On Tue, 22 Jun 2004, Steven Ellis wrote:

> Well thanks for the interesting tip. Already considered this angle and
> there are a couple of issues.

        Welcome!

> 1. Can't really build a PVR around this, which is part of the long term
> goal.

        You most certainly can.  Might be an extra (S-Video or composite)
        cable or two involved but that shouldn't be an insurmountable problem.

> 2. Its too expensive here in NZ (NZ$ 600)

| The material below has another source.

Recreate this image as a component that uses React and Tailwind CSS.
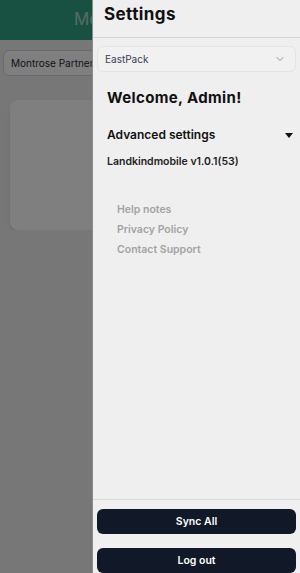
import React from "react";
import { ChevronDown } from "lucide-react";

const App = () => {
  return (
    <div
      className="relative w-[300px] h-[573px] overflow-hidden bg-[#efefef]"
      style={{ fontFamily: "Inter, 'Noto Sans', sans-serif" }}
    >
      {/* page behind the drawer, only the left strip shows */}
      <div className="w-[92px] overflow-hidden">
        <div className="w-[300px] flex flex-col">
          <div className="h-10 bg-[#30a282] flex items-center justify-center">
            <span className="text-[17px] text-white/60 mr-[3px]">Montrose Partners</span>
          </div>
          <div className="px-[3px] pt-[10px]">
            <div className="h-[26px] rounded-md border border-gray-300 bg-white flex items-center pl-[7px] text-[10px] text-gray-800">
              Montrose Partners
            </div>
          </div>
          <div className="px-[10px] pt-[24px]">
            <div className="h-[130px] rounded-lg bg-white shadow-md"></div>
          </div>
        </div>
      </div>

      {/* overlay */}
      <div className="absolute inset-0 bg-black/50"></div>

      {/* drawer */}
      <div className="absolute top-0 right-0 bottom-0 w-[208px] bg-[#efefef] flex flex-col border-l border-[#8a8a8a]">
        <div className="h-[38px] border-b border-[#d4d4d4] flex items-start pl-[11px] pt-[2px]">
          <span className="text-[17px] font-bold tracking-wide text-[#111]">Settings</span>
        </div>
        <div className="flex-1 flex flex-col">
          <div className="px-1 pt-[8px]">
            <div className="h-[26px] rounded-md border border-[#e4e4ea] bg-[#f1f1f1] flex items-center justify-between pl-[7px] pr-[9px]">
              <span className="text-[10px] text-gray-700">EastPack</span>
              <ChevronDown className="w-3 h-3 text-gray-500" strokeWidth={1.5} />
            </div>
          </div>
          <div className="pl-[14px] pr-[6px] pt-[14px]">
            <h1 className="text-[15px] font-bold tracking-wide text-[#111] leading-[24px]">
              Welcome, Admin!
            </h1>
            <div className="mt-[15px] flex items-center justify-between h-[20px]">
              <span className="text-[12px] font-semibold text-[#111]">
                Advanced settings
              </span>
              <svg width="8" height="5" viewBox="0 0 8 5" className="mr-[1px]">
                <path d="M0 0 L8 0 L4 5 Z" fill="#111" />
              </svg>
            </div>
            <div className="mt-[9px] text-[10.5px] font-semibold text-[#222] leading-[16px]">
              Landkindmobile v1.0.1(53)
            </div>
            <div className="mt-[32px] pl-[10px] flex flex-col gap-[4px] text-[10.5px] font-semibold text-[#a3a3a3]">
              <span className="leading-[16px]">Help notes</span>
              <span className="leading-[16px]">Privacy Policy</span>
              <span className="leading-[16px]">Contact Support</span>
            </div>
          </div>
        </div>
        <div className="border-t border-[#dcdcdc] bg-[#f0f0f0] px-1 pt-[9px] flex flex-col gap-[14px] h-[74px]">
          <button className="h-[28px] rounded-md bg-[#111827] text-white text-[10.5px] font-semibold">
            Sync All
          </button>
          <button className="h-[28px] rounded-md bg-[#111827] text-white text-[10.5px] font-semibold">
            Log out
          </button>
        </div>
      </div>
    </div>
  );
};

export default App;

        Can't help with that (the ADVC100 is just $250 or less here) but there
        are the other models such as the 55 that might be suitable.   Also,
        there are other brands such as Datavideo that are slightly less 
        expensive.

        BUT - out of quality, speed and cheap you can specify two but NOT all
        three.

> Wonder if anyone has played with realtime capture to DV from an analog
> card?

        Quite cpu intense. 

        You might try splicing/striping two discs together into a RAID-0
        setup (each disc on its own IDE channel) - perhaps that'd be 
        sufficient.

        For casual viewing (i.e. view and delete or discard) the analog
        cards are "adequate".   For archival purposes, well, quality isn't
        free/cheap ;(   The other gotcha is that the analog cards (at least
        the Bt878 based ones) going thru the v4l layer yield square pixels
        which means you need to scale the data (to 10:11 pixels for NTSC,
        to 59:54 pixels for PAL) before encoding or the aspect and/or frame
        size will be wrong.   Maybe that's better/different since the last
        time I checked.

        The main drawback of the PVR cards that go directly to MPEG-2 is that
        they don't give you a chance to run the data thru any filters to
        clean the picture up - and VHS sources are always (that I've seen)
        in dire need of filtering.   After seeing what 'y4mdenoise' can do
        to a noisy VHS source I decided it was worth the extra hours of
        encoding time.  Dual cpu systems are pretty much a requirement though
        when using a pipeline of filters but I haven't had a single cpu system
        since 1998 or so (except for the notebooks ;)).